- GIVEN TASK
Exclude images, then output the remaining data verbatim.

+++

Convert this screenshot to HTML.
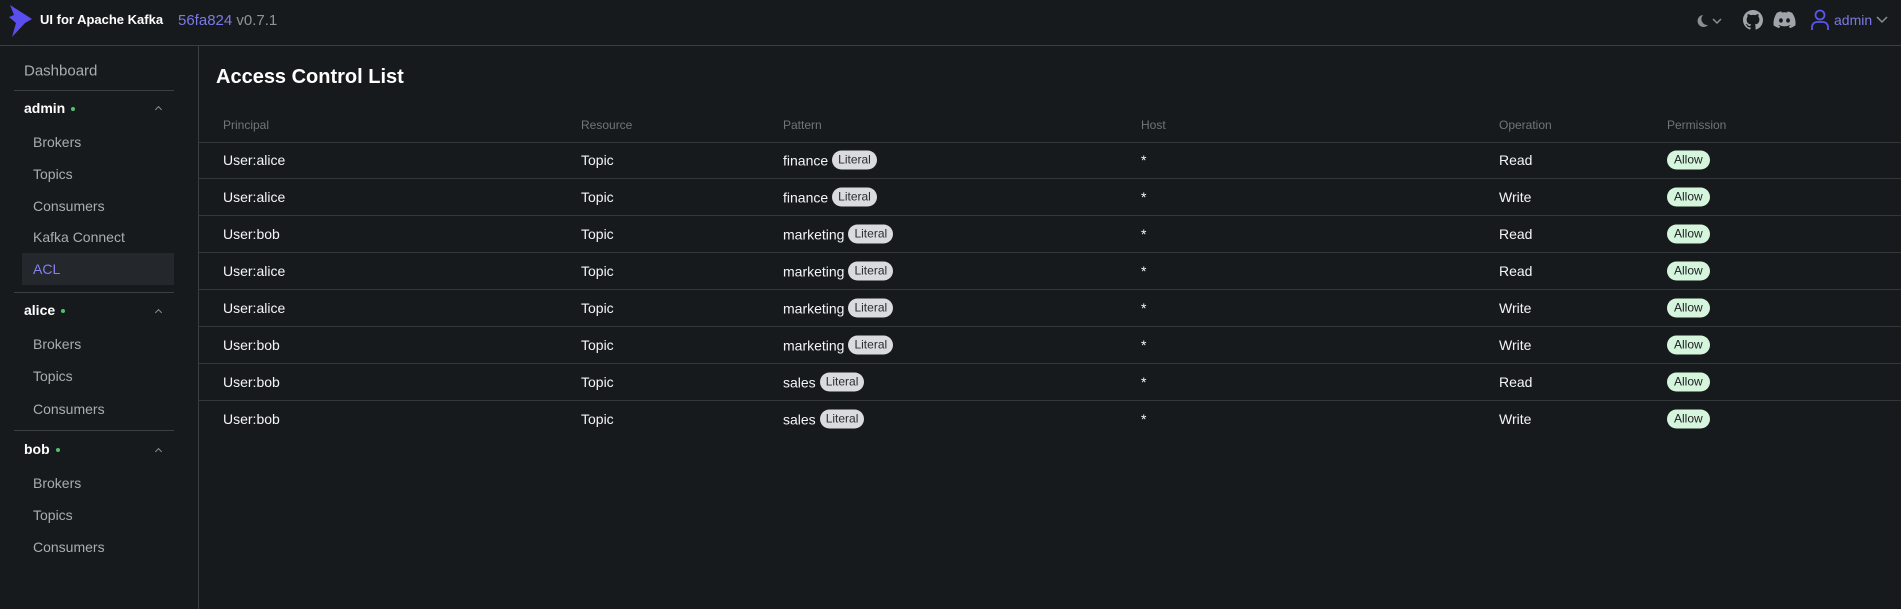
<!DOCTYPE html>
<html><head><meta charset="utf-8"><style>
*{box-sizing:border-box;margin:0;padding:0}
body{width:1901px;height:609px;overflow:hidden;background:#171a1c;font-family:"Liberation Sans",sans-serif;color:#f1f2f3;position:relative}
.hdr{position:absolute;left:0;top:0;width:1901px;height:46px;border-bottom:1px solid #3b3f43}
.abs{position:absolute;white-space:nowrap}
.side{position:absolute;left:0;top:46px;width:199px;height:563px;border-right:1px solid #3b3f43}
.si{position:absolute;left:33px;font-size:14px;color:#a8adb3;transform:translateY(-50%)}
.grp{position:absolute;left:24px;font-size:14px;font-weight:bold;color:#fff;transform:translateY(-50%)}
.dot{display:inline-block;width:4px;height:4px;border-radius:50%;background:#4fc26b;margin-left:6px;vertical-align:middle}
.div{position:absolute;left:14px;width:160px;height:1px;background:#3b3f43}
.car{position:absolute;left:156px;width:5px;height:5px;border-left:1px solid #8a8f95;border-top:1px solid #8a8f95;transform:rotate(45deg)}
.th{position:absolute;top:125px;font-size:12px;color:#6f757b;transform:translateY(-50%)}
.line{position:absolute;left:199px;width:1702px;height:1px;background:#33373b}
.td{position:absolute;font-size:14px;color:#f4f5f6;transform:translateY(-50%);white-space:nowrap;display:flex;align-items:center}
.lit{display:inline-block;background:#d9dbde;color:#2a2d30;font-size:12px;border-radius:10px;padding:2px 6px;margin-left:4px;line-height:15px}
.allow{display:inline-block;background:#d5f5dd;color:#1b1e21;font-size:12px;border-radius:10px;padding:2px 7px;line-height:15px}
</style></head><body>
<div class="hdr">
<svg class="abs" style="left:8px;top:5px" width="26" height="32" viewBox="0 0 26 32"><path d="M2 0 L24 14 L17 18 L4 32 L8 18 L1 12 L6 10 Z" fill="#5b4ef0"/></svg>
<div class="abs" style="left:40px;top:12px;font-size:13px;font-weight:bold;color:#fff">UI for Apache Kafka</div>
<div class="abs" style="left:178px;top:12px;font-size:15px;color:#7b79e6">56fa824 <span style="color:#8f949a">v0.7.1</span></div>
<svg class="abs" style="left:1693px;top:12px" width="32" height="18" viewBox="0 0 32 18"><path d="M10 3 A6 6 0 1 0 15 13 A6 6 0 0 1 10 3Z" fill="#8a8f95"/><path d="M20 7 L24 11 L28 7" stroke="#8a8f95" stroke-width="1.5" fill="none"/></svg>
<svg class="abs" style="left:1743px;top:10px" width="20" height="20" viewBox="0 0 16 16"><path fill="#a0a5ab" d="M8 0C3.58 0 0 3.58 0 8c0 3.54 2.29 6.53 5.47 7.59.4.07.55-.17.55-.38 0-.19-.01-.82-.01-1.49-2.01.37-2.530-.49-2.690-.94-.09-.23-.48-.94-.82-1.13-.28-.15-.68-.52-.01-.53.63-.01 1.08.58 1.23.82.72 1.21 1.87.87 2.33.66.07-.52.28-.87.51-1.07-1.78-.2-3.64-.89-3.64-3.95 0-.87.31-1.59.82-2.15-.08-.2-.36-1.02.08-2.12 0 0 .67-.21 2.2.82.64-.18 1.32-.27 2-.27.68 0 1.36.09 2 .27 1.53-1.04 2.2-.82 2.2-.82.44 1.1.16 1.92.08 2.12.51.56.82 1.27.82 2.15 0 3.07-1.87 3.75-3.65 3.95.29.25.54.73.54 1.48 0 1.07-.01 1.93-.01 2.2 0 .21.15.46.55.38A8.013 8.013 0 0016 8c0-4.42-3.58-8-8-8z"/></svg>
<svg class="abs" style="left:1773px;top:11px" width="23" height="18" viewBox="0 0 24 18"><path fill="#a0a5ab" d="M20 1.5A19 19 0 0015.4 0l-.6 1.2a17 17 0 00-5.6 0L8.6 0A19 19 0 004 1.5C1 6 .3 10.3.6 14.6A19 19 0 006.3 17.5l1.2-2a12 12 0 01-1.9-.9l.5-.4a13.5 13.5 0 0011.8 0l.5.4a12 12 0 01-1.9.9l1.2 2a19 19 0 005.7-2.9C24 9.6 22.8 5.5 20 1.5zM8.3 11.8c-1.1 0-2-1-2-2.3s.9-2.3 2-2.3 2 1 2 2.3-.9 2.3-2 2.3zm7.4 0c-1.1 0-2-1-2-2.3s.9-2.3 2-2.3 2 1 2 2.3-.9 2.3-2 2.3z"/></svg>
<svg class="abs" style="left:1810px;top:9px" width="20" height="22" viewBox="0 0 20 22"><circle cx="10" cy="6" r="4.5" stroke="#5a55f0" stroke-width="1.8" fill="none"/><path d="M2 21 V18 A5 5 0 0 1 7 13 H13 A5 5 0 0 1 18 18 V21" stroke="#5a55f0" stroke-width="1.8" fill="none"/></svg>
<div class="abs" style="left:1834px;top:12px;font-size:14px;color:#7b79e6">admin</div>
<svg class="abs" style="left:1876px;top:16px" width="12" height="8" viewBox="0 0 12 8"><path d="M1 1 L6 6 L11 1" stroke="#8a8f95" stroke-width="1.5" fill="none"/></svg>
</div>
<div class="side">
<div class="si" style="left:24px;top:25px;font-size:15px">Dashboard</div>
<div class="div" style="top:44px"></div>
<div class="grp" style="top:62px">admin<span class="dot"></span></div><div class="car" style="top:61px"></div>
<div class="si" style="top:96px">Brokers</div>
<div class="si" style="top:128px">Topics</div>
<div class="si" style="top:160px">Consumers</div>
<div class="si" style="top:191px">Kafka Connect</div>
<div style="position:absolute;left:22px;top:207px;width:152px;height:32px;background:#24272b"></div>
<div class="si" style="top:223px;color:#8583ee">ACL</div>
<div class="div" style="top:246px"></div>
<div class="grp" style="top:264px">alice<span class="dot"></span></div><div class="car" style="top:264px"></div>
<div class="si" style="top:298px">Brokers</div>
<div class="si" style="top:330px">Topics</div>
<div class="si" style="top:363px">Consumers</div>
<div class="div" style="top:384px"></div>
<div class="grp" style="top:403px">bob<span class="dot"></span></div><div class="car" style="top:403px"></div>
<div class="si" style="top:437px">Brokers</div>
<div class="si" style="top:469px">Topics</div>
<div class="si" style="top:501px">Consumers</div>
</div>
<div class="abs" style="left:216px;top:66px;font-size:20px;font-weight:bold;color:#fff">Access Control List</div>
<div class="th" style="left:223px">Principal</div>
<div class="th" style="left:581px">Resource</div>
<div class="th" style="left:783px">Pattern</div>
<div class="th" style="left:1141px">Host</div>
<div class="th" style="left:1499px">Operation</div>
<div class="th" style="left:1667px">Permission</div>
<div class="line" style="top:142px"></div>
<div id="rows"></div>
<script>
var d=[["User:alice","finance","Read"],["User:alice","finance","Write"],["User:bob","marketing","Read"],["User:alice","marketing","Read"],["User:alice","marketing","Write"],["User:bob","marketing","Write"],["User:bob","sales","Read"],["User:bob","sales","Write"]];
var h="";d.forEach(function(r,i){var y=160+i*37;
h+='<div class="td" style="left:223px;top:'+y+'px">'+r[0]+'</div><div class="td" style="left:581px;top:'+y+'px">Topic</div><div class="td" style="left:783px;top:'+y+'px">'+r[1]+'<span class="lit">Literal</span></div><div class="td" style="left:1141px;top:'+y+'px">*</div><div class="td" style="left:1499px;top:'+y+'px">'+r[2]+'</div><div class="td" style="left:1667px;top:'+y+'px"><span class="allow">Allow</span></div>';
if(i<7)h+='<div class="line" style="top:'+(y+18)+'px"></div>';});
document.getElementById("rows").innerHTML=h;
</script>
</body></html>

+++

- CORRECT ANSWER
Convert this screenshot to HTML.
<!DOCTYPE html>
<html><head><meta charset="utf-8"><style>
*{box-sizing:border-box;margin:0;padding:0}
body{width:1901px;height:609px;overflow:hidden;background:#171a1c;font-family:"Liberation Sans",sans-serif;color:#f1f2f3;position:relative}
.hdr{position:absolute;left:0;top:0;width:1901px;height:46px;border-bottom:1px solid #3b3f43}
.abs{position:absolute;white-space:nowrap}
.side{position:absolute;left:0;top:46px;width:199px;height:563px;border-right:1px solid #3b3f43}
.si{position:absolute;left:33px;font-size:14px;color:#a8adb3;transform:translateY(-50%)}
.grp{position:absolute;left:24px;font-size:14px;font-weight:bold;color:#fff;transform:translateY(-50%)}
.dot{display:inline-block;width:4px;height:4px;border-radius:50%;background:#4fc26b;margin-left:6px;vertical-align:middle}
.div{position:absolute;left:14px;width:160px;height:1px;background:#3b3f43}
.car{position:absolute;left:156px;width:5px;height:5px;border-left:1px solid #8a8f95;border-top:1px solid #8a8f95;transform:rotate(45deg)}
.th{position:absolute;top:125px;font-size:12px;color:#6f757b;transform:translateY(-50%)}
.line{position:absolute;left:199px;width:1702px;height:1px;background:#33373b}
.td{position:absolute;font-size:14px;color:#f4f5f6;transform:translateY(-50%);white-space:nowrap;display:flex;align-items:center}
.lit{display:inline-block;background:#d9dbde;color:#2a2d30;font-size:12px;border-radius:10px;padding:2px 6px;margin-left:4px;line-height:15px}
.allow{display:inline-block;background:#d5f5dd;color:#1b1e21;font-size:12px;border-radius:10px;padding:2px 7px;line-height:15px}
</style></head><body>
<div class="hdr">
<svg class="abs" style="left:8px;top:5px" width="26" height="32" viewBox="0 0 26 32"><path d="M2 0 L24 14 L17 18 L4 32 L8 18 L1 12 L6 10 Z" fill="#5b4ef0"/></svg>
<div class="abs" style="left:40px;top:12px;font-size:13px;font-weight:bold;color:#fff">UI for Apache Kafka</div>
<div class="abs" style="left:178px;top:12px;font-size:15px;color:#7b79e6">56fa824 <span style="color:#8f949a">v0.7.1</span></div>
<svg class="abs" style="left:1693px;top:12px" width="32" height="18" viewBox="0 0 32 18"><path d="M10 3 A6 6 0 1 0 15 13 A6 6 0 0 1 10 3Z" fill="#8a8f95"/><path d="M20 7 L24 11 L28 7" stroke="#8a8f95" stroke-width="1.5" fill="none"/></svg>
<svg class="abs" style="left:1743px;top:10px" width="20" height="20" viewBox="0 0 16 16"><path fill="#a0a5ab" d="M8 0C3.58 0 0 3.58 0 8c0 3.54 2.29 6.53 5.47 7.59.4.07.55-.17.55-.38 0-.19-.01-.82-.01-1.49-2.01.37-2.530-.49-2.690-.94-.09-.23-.48-.94-.82-1.13-.28-.15-.68-.52-.01-.53.63-.01 1.08.58 1.23.82.72 1.21 1.87.87 2.33.66.07-.52.28-.87.51-1.07-1.78-.2-3.64-.89-3.64-3.95 0-.87.31-1.59.82-2.15-.08-.2-.36-1.02.08-2.12 0 0 .67-.21 2.2.82.64-.18 1.32-.27 2-.27.68 0 1.36.09 2 .27 1.53-1.04 2.2-.82 2.2-.82.44 1.1.16 1.92.08 2.12.51.56.82 1.27.82 2.15 0 3.07-1.87 3.75-3.65 3.95.29.25.54.73.54 1.48 0 1.07-.01 1.93-.01 2.2 0 .21.15.46.55.38A8.013 8.013 0 0016 8c0-4.42-3.58-8-8-8z"/></svg>
<svg class="abs" style="left:1773px;top:11px" width="23" height="18" viewBox="0 0 24 18"><path fill="#a0a5ab" d="M20 1.5A19 19 0 0015.4 0l-.6 1.2a17 17 0 00-5.6 0L8.6 0A19 19 0 004 1.5C1 6 .3 10.3.6 14.6A19 19 0 006.3 17.5l1.2-2a12 12 0 01-1.9-.9l.5-.4a13.5 13.5 0 0011.8 0l.5.4a12 12 0 01-1.9.9l1.2 2a19 19 0 005.7-2.9C24 9.6 22.8 5.5 20 1.5zM8.3 11.8c-1.1 0-2-1-2-2.3s.9-2.3 2-2.3 2 1 2 2.3-.9 2.3-2 2.3zm7.4 0c-1.1 0-2-1-2-2.3s.9-2.3 2-2.3 2 1 2 2.3-.9 2.3-2 2.3z"/></svg>
<svg class="abs" style="left:1810px;top:9px" width="20" height="22" viewBox="0 0 20 22"><circle cx="10" cy="6" r="4.5" stroke="#5a55f0" stroke-width="1.8" fill="none"/><path d="M2 21 V18 A5 5 0 0 1 7 13 H13 A5 5 0 0 1 18 18 V21" stroke="#5a55f0" stroke-width="1.8" fill="none"/></svg>
<div class="abs" style="left:1834px;top:12px;font-size:14px;color:#7b79e6">admin</div>
<svg class="abs" style="left:1876px;top:16px" width="12" height="8" viewBox="0 0 12 8"><path d="M1 1 L6 6 L11 1" stroke="#8a8f95" stroke-width="1.5" fill="none"/></svg>
</div>
<div class="side">
<div class="si" style="left:24px;top:25px;font-size:15px">Dashboard</div>
<div class="div" style="top:44px"></div>
<div class="grp" style="top:62px">admin<span class="dot"></span></div><div class="car" style="top:61px"></div>
<div class="si" style="top:96px">Brokers</div>
<div class="si" style="top:128px">Topics</div>
<div class="si" style="top:160px">Consumers</div>
<div class="si" style="top:191px">Kafka Connect</div>
<div style="position:absolute;left:22px;top:207px;width:152px;height:32px;background:#24272b"></div>
<div class="si" style="top:223px;color:#8583ee">ACL</div>
<div class="div" style="top:246px"></div>
<div class="grp" style="top:264px">alice<span class="dot"></span></div><div class="car" style="top:264px"></div>
<div class="si" style="top:298px">Brokers</div>
<div class="si" style="top:330px">Topics</div>
<div class="si" style="top:363px">Consumers</div>
<div class="div" style="top:384px"></div>
<div class="grp" style="top:403px">bob<span class="dot"></span></div><div class="car" style="top:403px"></div>
<div class="si" style="top:437px">Brokers</div>
<div class="si" style="top:469px">Topics</div>
<div class="si" style="top:501px">Consumers</div>
</div>
<div class="abs" style="left:216px;top:66px;font-size:20px;font-weight:bold;color:#fff">Access Control List</div>
<div class="th" style="left:223px">Principal</div>
<div class="th" style="left:581px">Resource</div>
<div class="th" style="left:783px">Pattern</div>
<div class="th" style="left:1141px">Host</div>
<div class="th" style="left:1499px">Operation</div>
<div class="th" style="left:1667px">Permission</div>
<div class="line" style="top:142px"></div>
<div id="rows"></div>
<script>
var d=[["User:alice","finance","Read"],["User:alice","finance","Write"],["User:bob","marketing","Read"],["User:alice","marketing","Read"],["User:alice","marketing","Write"],["User:bob","marketing","Write"],["User:bob","sales","Read"],["User:bob","sales","Write"]];
var h="";d.forEach(function(r,i){var y=160+i*37;
h+='<div class="td" style="left:223px;top:'+y+'px">'+r[0]+'</div><div class="td" style="left:581px;top:'+y+'px">Topic</div><div class="td" style="left:783px;top:'+y+'px">'+r[1]+'<span class="lit">Literal</span></div><div class="td" style="left:1141px;top:'+y+'px">*</div><div class="td" style="left:1499px;top:'+y+'px">'+r[2]+'</div><div class="td" style="left:1667px;top:'+y+'px"><span class="allow">Allow</span></div>';
if(i<7)h+='<div class="line" style="top:'+(y+18)+'px"></div>';});
document.getElementById("rows").innerHTML=h;
</script>
</body></html>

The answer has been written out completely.